## COLLECTED DATA
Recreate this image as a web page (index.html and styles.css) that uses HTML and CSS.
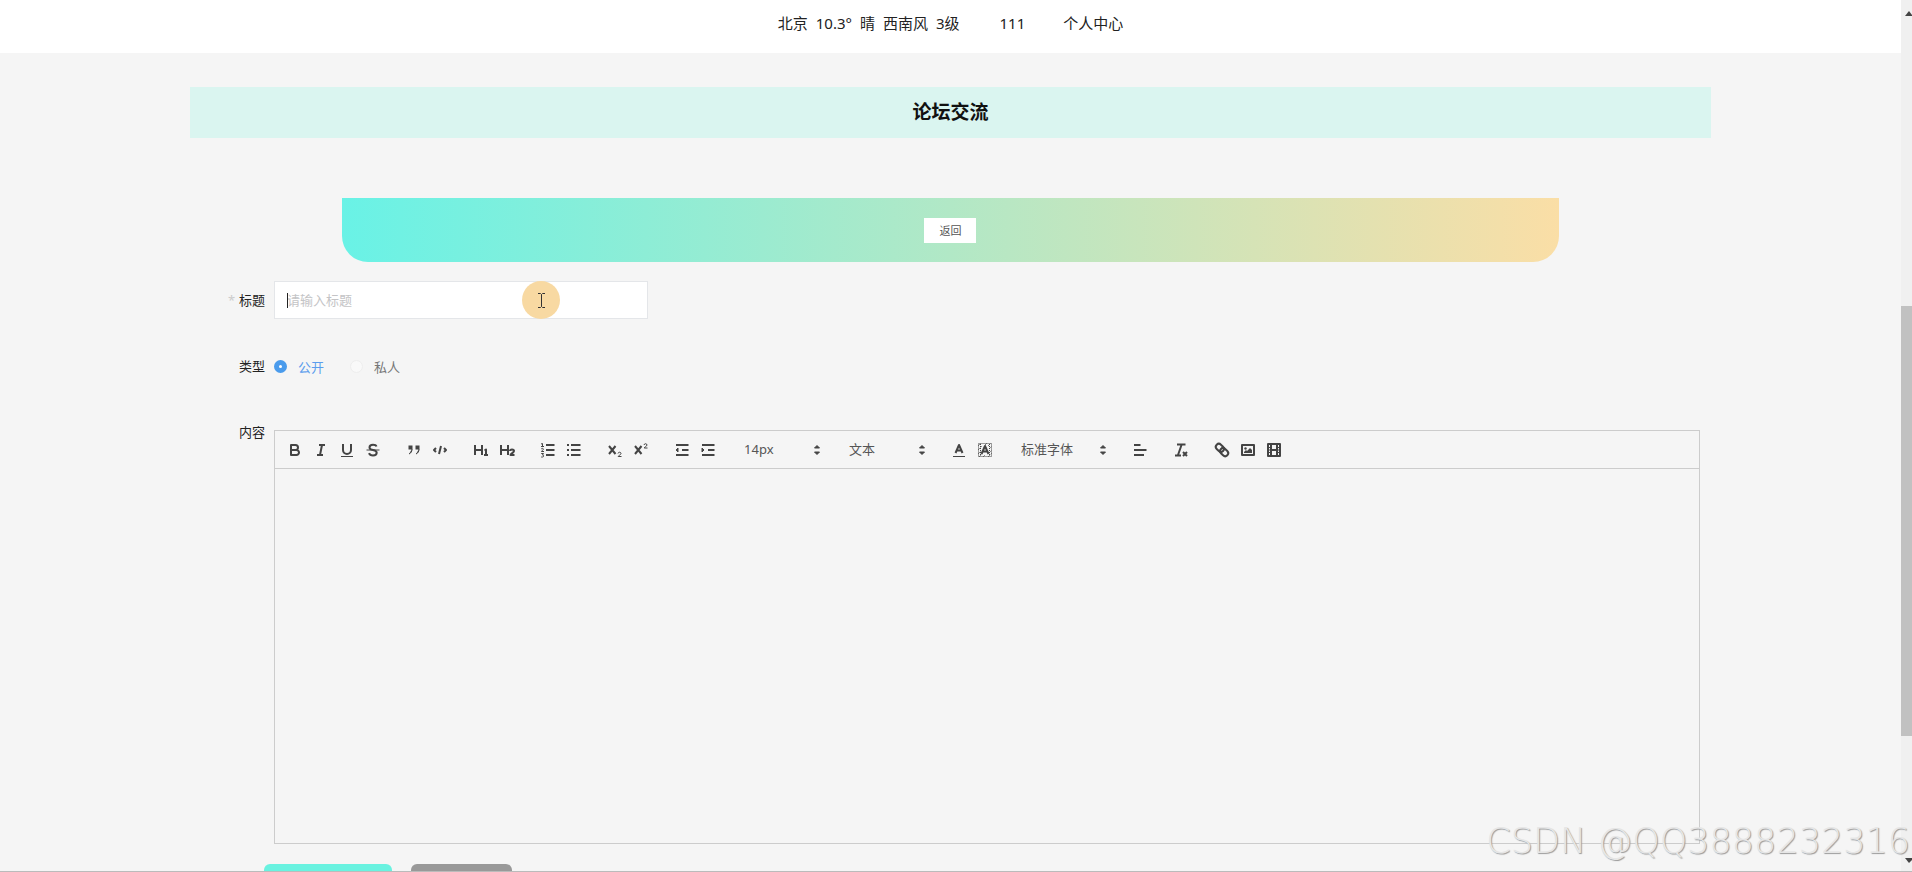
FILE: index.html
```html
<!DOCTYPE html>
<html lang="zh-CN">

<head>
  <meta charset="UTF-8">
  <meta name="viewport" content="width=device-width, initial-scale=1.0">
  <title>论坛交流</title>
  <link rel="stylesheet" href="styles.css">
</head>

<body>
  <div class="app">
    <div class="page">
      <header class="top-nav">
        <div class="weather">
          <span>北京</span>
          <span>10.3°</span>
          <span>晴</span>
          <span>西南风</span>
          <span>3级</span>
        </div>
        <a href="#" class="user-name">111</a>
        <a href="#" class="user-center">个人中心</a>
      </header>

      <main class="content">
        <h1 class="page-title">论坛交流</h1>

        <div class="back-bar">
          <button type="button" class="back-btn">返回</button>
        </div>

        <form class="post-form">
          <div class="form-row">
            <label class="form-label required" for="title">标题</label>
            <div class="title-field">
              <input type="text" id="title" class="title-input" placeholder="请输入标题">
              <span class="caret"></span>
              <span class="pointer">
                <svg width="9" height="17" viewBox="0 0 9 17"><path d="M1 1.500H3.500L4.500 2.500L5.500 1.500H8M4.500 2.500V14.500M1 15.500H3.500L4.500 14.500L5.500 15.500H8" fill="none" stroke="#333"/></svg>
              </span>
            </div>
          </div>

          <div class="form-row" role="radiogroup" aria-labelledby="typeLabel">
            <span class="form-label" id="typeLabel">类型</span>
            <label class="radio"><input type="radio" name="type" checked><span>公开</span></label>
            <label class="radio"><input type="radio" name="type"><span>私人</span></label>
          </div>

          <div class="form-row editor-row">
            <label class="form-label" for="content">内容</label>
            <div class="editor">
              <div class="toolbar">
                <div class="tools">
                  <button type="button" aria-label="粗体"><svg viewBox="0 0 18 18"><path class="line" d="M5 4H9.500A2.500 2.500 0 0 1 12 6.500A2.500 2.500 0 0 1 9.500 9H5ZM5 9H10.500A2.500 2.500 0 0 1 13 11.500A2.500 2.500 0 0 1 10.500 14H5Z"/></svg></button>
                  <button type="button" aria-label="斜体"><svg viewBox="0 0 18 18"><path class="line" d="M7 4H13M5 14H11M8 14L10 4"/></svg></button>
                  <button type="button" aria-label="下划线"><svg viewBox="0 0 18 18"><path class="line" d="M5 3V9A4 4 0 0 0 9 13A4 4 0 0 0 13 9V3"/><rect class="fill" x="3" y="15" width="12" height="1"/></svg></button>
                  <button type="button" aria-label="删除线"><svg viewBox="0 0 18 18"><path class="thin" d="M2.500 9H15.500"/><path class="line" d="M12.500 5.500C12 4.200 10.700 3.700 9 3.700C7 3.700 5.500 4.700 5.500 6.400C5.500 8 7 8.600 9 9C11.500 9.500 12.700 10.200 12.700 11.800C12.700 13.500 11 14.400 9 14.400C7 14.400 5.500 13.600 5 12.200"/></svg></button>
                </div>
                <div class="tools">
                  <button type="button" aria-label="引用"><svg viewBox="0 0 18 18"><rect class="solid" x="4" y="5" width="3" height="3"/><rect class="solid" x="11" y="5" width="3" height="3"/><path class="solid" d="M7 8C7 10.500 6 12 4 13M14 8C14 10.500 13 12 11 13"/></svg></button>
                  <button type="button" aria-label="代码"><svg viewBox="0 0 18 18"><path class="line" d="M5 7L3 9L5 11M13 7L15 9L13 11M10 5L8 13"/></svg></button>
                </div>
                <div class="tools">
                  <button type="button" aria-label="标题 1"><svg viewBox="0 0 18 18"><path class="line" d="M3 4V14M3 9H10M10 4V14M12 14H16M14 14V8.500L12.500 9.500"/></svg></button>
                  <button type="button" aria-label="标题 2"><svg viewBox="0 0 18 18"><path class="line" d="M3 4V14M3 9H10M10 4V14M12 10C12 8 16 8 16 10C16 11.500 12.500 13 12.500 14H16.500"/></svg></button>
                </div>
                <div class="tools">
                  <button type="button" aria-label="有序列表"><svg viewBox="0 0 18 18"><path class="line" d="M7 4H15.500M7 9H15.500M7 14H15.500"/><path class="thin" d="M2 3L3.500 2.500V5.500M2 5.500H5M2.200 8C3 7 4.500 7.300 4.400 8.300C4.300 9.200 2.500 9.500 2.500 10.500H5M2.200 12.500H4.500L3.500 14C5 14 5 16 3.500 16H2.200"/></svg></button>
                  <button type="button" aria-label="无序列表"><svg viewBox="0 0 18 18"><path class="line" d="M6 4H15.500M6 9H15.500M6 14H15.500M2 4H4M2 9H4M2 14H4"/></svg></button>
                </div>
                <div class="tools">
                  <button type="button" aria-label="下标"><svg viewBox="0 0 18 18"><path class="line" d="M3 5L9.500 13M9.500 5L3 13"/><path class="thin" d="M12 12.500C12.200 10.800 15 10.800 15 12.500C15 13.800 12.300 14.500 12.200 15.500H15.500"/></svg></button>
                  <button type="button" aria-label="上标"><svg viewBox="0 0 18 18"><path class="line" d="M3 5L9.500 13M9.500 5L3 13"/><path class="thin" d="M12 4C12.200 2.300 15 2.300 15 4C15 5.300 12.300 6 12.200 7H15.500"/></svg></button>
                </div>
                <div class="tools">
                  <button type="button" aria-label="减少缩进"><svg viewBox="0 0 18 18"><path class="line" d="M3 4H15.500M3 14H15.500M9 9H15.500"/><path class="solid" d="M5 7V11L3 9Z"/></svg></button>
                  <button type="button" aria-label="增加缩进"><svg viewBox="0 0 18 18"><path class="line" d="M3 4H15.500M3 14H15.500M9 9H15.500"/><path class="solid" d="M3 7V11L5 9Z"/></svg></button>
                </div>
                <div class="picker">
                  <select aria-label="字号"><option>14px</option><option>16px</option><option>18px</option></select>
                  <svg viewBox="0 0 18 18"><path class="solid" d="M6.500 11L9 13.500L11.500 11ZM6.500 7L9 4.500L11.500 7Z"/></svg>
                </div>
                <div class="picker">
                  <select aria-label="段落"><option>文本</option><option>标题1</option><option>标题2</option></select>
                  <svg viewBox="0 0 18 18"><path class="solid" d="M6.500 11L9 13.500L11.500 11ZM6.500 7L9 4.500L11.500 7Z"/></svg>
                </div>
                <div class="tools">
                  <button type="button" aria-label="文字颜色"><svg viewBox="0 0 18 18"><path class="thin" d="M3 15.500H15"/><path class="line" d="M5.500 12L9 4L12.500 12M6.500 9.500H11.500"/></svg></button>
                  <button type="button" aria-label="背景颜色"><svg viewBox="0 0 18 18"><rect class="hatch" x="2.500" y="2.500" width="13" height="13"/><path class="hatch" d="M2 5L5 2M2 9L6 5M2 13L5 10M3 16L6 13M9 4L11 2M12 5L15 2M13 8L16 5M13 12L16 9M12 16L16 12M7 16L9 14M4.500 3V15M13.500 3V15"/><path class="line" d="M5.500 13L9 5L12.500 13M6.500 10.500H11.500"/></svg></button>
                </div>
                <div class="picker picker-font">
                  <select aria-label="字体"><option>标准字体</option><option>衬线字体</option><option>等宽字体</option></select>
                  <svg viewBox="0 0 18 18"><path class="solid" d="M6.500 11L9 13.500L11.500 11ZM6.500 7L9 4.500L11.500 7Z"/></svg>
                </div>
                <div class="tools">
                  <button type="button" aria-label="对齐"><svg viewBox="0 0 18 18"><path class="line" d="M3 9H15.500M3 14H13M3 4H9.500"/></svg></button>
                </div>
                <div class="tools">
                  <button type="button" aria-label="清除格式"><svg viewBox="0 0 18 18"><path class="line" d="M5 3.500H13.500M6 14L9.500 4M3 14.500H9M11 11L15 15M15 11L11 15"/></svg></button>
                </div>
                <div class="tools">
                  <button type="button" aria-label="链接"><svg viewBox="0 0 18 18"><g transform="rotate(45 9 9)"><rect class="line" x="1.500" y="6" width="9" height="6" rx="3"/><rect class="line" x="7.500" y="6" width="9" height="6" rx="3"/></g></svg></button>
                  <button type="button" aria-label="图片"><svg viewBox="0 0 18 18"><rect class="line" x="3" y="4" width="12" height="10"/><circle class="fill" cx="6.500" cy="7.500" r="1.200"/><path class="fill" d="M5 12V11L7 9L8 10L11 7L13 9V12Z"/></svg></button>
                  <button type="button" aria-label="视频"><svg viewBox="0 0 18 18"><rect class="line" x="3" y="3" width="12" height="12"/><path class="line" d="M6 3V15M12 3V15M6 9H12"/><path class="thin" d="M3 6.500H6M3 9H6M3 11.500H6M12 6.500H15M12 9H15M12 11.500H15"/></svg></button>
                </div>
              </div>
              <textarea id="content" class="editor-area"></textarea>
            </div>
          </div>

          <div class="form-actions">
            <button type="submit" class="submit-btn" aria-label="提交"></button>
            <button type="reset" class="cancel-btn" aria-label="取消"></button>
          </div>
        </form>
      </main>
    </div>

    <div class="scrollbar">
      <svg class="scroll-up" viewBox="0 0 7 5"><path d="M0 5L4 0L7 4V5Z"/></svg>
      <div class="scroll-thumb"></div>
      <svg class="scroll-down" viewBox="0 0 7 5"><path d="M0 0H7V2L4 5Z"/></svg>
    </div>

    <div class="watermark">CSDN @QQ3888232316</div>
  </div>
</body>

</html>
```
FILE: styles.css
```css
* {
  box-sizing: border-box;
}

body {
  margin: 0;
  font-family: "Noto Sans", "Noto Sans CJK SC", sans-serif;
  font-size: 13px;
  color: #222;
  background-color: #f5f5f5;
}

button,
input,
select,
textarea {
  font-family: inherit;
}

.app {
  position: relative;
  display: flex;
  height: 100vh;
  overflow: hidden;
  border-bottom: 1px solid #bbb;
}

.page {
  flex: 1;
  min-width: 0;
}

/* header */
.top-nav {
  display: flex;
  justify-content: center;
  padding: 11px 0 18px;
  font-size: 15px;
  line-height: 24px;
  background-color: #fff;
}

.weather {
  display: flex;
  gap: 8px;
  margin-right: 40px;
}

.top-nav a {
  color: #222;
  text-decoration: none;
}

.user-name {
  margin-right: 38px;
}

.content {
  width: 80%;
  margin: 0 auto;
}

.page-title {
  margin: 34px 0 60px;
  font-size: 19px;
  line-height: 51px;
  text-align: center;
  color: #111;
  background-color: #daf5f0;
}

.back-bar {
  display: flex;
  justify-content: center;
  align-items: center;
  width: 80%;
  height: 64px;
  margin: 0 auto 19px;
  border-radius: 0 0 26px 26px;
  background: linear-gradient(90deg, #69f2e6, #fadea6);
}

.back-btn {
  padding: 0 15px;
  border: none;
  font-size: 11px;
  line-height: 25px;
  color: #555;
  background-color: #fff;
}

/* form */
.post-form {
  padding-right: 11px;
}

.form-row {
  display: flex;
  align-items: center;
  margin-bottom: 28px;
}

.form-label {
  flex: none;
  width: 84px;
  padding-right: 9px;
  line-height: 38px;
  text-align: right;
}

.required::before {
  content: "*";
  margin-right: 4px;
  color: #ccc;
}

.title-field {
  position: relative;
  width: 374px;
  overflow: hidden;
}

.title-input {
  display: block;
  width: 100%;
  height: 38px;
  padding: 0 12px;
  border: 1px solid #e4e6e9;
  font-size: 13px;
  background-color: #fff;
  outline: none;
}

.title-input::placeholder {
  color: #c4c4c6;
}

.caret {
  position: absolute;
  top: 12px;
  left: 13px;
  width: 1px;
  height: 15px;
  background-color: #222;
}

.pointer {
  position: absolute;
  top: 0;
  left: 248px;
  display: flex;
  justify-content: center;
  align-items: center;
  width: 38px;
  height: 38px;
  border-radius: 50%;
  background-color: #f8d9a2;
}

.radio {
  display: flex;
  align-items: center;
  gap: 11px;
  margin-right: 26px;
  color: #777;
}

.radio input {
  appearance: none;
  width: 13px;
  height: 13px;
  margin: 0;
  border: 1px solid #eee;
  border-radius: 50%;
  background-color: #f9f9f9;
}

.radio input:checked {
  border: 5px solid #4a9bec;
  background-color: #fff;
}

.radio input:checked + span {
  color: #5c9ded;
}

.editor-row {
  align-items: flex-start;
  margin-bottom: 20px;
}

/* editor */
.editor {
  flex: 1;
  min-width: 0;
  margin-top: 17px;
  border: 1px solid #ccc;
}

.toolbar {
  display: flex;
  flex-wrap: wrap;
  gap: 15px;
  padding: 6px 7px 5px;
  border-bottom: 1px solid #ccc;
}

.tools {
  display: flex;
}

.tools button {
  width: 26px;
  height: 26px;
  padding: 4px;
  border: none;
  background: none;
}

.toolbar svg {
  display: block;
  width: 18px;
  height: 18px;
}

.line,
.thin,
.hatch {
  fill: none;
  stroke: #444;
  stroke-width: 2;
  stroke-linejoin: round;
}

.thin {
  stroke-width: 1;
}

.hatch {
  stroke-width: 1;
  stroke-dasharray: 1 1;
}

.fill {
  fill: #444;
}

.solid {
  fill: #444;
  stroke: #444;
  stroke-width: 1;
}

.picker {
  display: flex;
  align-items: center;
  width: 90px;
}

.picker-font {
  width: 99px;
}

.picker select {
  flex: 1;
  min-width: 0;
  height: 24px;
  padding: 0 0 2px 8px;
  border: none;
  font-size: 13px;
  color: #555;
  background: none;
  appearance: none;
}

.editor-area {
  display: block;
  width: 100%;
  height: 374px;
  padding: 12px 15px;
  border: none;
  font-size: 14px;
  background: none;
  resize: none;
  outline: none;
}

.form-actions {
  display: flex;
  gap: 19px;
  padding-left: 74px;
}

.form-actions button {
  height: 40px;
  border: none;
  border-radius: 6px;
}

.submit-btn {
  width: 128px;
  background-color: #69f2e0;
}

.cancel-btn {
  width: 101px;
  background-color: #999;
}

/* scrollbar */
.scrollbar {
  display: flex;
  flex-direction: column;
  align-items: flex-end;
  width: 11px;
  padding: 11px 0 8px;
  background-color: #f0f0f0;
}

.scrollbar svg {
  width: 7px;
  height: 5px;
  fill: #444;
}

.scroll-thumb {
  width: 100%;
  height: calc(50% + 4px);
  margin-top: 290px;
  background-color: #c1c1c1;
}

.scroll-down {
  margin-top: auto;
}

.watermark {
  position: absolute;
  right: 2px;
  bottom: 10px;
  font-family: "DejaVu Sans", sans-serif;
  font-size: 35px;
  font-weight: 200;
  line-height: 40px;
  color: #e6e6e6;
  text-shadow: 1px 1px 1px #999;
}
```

## PROBLEM REQUIREMENTS
Say how many lines above contain the string "index". Answer with the number only.

## EXERCISE RESPONSE
2